Look for "this" in each line of the entries, and return the matching lines.

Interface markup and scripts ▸
=======

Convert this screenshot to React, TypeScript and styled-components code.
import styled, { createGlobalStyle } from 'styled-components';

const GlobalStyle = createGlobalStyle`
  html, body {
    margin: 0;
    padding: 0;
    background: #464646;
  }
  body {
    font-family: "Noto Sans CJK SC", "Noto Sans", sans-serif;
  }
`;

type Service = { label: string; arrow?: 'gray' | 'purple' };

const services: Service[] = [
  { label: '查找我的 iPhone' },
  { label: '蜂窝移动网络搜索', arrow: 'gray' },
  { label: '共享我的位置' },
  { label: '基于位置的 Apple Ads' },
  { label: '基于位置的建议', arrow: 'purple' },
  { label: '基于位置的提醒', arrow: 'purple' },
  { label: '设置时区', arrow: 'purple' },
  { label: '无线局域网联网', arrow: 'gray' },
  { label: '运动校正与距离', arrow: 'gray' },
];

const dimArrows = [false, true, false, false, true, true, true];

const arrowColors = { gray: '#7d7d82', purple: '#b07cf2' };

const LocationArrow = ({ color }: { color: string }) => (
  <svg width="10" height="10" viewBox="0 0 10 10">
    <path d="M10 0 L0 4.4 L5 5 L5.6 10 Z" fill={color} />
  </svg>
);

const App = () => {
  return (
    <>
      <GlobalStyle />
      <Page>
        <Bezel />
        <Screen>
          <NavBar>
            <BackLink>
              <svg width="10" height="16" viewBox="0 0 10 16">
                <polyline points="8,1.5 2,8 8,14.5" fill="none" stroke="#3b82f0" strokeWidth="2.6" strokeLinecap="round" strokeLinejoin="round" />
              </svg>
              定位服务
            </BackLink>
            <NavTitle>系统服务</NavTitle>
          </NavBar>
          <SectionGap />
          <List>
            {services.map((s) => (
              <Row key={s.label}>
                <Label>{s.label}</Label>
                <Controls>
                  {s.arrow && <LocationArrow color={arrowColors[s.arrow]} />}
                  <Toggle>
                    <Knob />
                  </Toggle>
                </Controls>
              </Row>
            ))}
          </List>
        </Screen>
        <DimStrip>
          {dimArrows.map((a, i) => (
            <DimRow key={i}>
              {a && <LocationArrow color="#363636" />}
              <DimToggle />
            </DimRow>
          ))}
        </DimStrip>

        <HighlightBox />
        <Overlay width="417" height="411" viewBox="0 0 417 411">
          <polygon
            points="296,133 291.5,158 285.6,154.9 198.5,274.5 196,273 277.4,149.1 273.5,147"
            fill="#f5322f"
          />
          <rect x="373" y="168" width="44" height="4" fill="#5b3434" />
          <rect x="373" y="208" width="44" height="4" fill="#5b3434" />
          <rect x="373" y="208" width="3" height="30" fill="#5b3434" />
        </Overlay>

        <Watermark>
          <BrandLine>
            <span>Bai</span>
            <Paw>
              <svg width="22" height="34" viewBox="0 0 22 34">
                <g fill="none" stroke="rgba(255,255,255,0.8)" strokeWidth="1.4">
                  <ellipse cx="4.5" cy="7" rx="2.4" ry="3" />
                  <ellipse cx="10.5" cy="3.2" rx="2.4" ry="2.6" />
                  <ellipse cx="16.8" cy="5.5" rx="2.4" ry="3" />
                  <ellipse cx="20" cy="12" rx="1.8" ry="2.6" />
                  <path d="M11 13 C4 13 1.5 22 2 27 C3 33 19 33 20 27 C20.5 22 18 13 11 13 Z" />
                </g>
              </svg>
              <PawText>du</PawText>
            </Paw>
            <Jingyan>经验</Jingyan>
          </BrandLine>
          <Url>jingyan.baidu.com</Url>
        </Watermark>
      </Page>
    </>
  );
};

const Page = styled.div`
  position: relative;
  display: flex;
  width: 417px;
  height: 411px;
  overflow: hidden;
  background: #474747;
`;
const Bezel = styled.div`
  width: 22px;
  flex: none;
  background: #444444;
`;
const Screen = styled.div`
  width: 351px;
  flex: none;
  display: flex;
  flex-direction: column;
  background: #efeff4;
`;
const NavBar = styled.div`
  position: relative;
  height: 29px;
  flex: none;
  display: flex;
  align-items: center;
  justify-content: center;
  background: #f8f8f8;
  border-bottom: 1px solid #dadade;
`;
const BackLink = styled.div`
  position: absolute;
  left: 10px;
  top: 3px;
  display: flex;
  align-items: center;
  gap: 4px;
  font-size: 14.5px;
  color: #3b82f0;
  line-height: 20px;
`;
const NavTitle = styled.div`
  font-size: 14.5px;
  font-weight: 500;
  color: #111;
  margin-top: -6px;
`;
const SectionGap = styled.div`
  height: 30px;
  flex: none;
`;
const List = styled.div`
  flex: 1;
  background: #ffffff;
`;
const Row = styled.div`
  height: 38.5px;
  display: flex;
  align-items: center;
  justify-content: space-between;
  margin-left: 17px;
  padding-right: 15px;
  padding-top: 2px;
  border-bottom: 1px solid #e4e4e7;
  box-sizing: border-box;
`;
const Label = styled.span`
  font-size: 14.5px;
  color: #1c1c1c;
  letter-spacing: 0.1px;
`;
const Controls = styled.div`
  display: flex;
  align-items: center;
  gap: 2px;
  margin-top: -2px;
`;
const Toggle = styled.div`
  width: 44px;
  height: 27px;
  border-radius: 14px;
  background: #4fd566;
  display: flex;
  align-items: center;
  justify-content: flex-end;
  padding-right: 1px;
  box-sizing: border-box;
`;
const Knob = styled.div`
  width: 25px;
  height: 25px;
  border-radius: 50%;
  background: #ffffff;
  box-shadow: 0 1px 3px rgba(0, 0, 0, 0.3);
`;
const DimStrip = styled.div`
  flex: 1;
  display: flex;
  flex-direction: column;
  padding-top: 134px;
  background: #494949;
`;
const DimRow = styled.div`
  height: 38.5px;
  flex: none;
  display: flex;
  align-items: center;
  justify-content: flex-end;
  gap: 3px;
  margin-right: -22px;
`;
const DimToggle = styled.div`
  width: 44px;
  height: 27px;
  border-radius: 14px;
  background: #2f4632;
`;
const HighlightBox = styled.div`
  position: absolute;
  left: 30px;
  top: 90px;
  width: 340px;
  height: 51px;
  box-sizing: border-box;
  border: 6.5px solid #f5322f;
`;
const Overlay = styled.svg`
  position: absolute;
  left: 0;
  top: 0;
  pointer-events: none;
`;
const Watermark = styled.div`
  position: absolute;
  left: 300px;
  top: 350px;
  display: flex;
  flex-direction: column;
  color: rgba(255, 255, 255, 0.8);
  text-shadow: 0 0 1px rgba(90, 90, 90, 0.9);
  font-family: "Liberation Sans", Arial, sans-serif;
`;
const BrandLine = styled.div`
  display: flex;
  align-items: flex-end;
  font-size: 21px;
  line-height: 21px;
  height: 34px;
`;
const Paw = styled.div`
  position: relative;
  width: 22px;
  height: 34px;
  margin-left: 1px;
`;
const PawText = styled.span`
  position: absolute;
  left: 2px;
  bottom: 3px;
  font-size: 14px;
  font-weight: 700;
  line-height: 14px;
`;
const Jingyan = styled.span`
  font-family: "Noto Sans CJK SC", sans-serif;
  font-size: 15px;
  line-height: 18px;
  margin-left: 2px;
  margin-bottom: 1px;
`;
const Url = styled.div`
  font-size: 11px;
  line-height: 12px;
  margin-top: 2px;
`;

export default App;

=======

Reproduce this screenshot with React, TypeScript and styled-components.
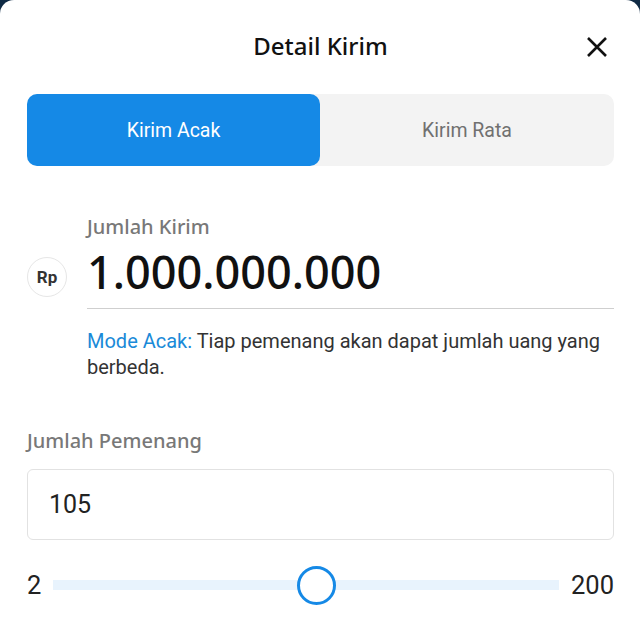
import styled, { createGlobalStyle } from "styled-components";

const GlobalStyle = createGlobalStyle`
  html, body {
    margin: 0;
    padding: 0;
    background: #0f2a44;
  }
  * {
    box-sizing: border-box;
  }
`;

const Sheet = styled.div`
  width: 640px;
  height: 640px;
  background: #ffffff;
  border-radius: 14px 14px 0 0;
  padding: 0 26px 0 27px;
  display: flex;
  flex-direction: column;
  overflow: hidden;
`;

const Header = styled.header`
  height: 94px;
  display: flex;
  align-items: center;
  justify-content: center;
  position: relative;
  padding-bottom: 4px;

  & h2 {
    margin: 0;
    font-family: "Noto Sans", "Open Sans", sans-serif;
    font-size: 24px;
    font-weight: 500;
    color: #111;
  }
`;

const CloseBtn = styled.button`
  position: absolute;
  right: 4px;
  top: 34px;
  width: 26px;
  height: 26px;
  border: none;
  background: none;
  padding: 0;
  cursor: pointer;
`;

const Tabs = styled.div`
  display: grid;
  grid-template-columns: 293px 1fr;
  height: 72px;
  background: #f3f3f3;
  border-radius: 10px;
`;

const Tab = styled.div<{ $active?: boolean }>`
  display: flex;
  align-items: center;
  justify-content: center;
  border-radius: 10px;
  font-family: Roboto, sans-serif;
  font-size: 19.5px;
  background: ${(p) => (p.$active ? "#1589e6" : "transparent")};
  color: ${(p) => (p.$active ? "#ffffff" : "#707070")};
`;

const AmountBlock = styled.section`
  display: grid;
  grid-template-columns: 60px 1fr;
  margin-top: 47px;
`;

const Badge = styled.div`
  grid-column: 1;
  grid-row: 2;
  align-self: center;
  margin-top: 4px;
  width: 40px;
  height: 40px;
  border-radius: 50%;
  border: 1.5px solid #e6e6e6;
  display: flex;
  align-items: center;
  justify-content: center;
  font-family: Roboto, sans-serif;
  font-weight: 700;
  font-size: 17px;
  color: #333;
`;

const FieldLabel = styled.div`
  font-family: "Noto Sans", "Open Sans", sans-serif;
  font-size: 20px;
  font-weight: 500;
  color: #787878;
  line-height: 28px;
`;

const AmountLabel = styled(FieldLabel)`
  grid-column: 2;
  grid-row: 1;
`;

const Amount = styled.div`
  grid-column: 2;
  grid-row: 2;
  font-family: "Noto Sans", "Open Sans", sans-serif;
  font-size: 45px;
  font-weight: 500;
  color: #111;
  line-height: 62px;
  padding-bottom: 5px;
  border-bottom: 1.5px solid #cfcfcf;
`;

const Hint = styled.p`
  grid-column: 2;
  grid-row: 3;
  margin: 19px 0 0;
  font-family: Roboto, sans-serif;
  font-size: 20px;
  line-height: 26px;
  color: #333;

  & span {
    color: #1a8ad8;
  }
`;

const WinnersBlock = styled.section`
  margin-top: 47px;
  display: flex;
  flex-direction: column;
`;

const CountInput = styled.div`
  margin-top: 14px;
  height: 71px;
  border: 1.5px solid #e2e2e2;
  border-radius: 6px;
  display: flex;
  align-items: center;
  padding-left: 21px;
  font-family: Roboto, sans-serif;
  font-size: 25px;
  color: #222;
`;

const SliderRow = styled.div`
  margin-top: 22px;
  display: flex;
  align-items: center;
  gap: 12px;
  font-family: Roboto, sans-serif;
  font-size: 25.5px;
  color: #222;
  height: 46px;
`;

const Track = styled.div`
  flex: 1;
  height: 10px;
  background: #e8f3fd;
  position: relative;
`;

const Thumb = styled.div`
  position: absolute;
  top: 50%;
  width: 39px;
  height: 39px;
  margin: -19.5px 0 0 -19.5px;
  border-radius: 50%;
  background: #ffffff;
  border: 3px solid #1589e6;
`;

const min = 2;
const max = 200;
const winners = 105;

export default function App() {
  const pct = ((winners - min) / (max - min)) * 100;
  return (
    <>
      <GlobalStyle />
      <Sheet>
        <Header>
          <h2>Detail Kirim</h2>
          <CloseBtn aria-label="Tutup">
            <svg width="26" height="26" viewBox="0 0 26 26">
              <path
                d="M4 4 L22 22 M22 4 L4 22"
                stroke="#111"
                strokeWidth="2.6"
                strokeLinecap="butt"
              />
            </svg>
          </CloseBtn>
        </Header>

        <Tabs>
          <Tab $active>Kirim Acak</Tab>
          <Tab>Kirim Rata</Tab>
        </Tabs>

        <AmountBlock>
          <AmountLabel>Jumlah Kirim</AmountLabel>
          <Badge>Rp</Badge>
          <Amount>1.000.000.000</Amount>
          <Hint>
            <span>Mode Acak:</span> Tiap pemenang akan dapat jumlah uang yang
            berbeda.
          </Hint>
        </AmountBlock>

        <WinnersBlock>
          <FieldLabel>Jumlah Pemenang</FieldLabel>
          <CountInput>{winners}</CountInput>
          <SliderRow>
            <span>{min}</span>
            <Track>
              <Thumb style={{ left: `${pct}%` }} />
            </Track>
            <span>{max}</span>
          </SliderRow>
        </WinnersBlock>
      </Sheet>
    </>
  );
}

=======

ANSWER FOR THE TASK ▸
Convert this screenshot to React, TypeScript and styled-components code.
Reproduce this screenshot with React, TypeScript and styled-components.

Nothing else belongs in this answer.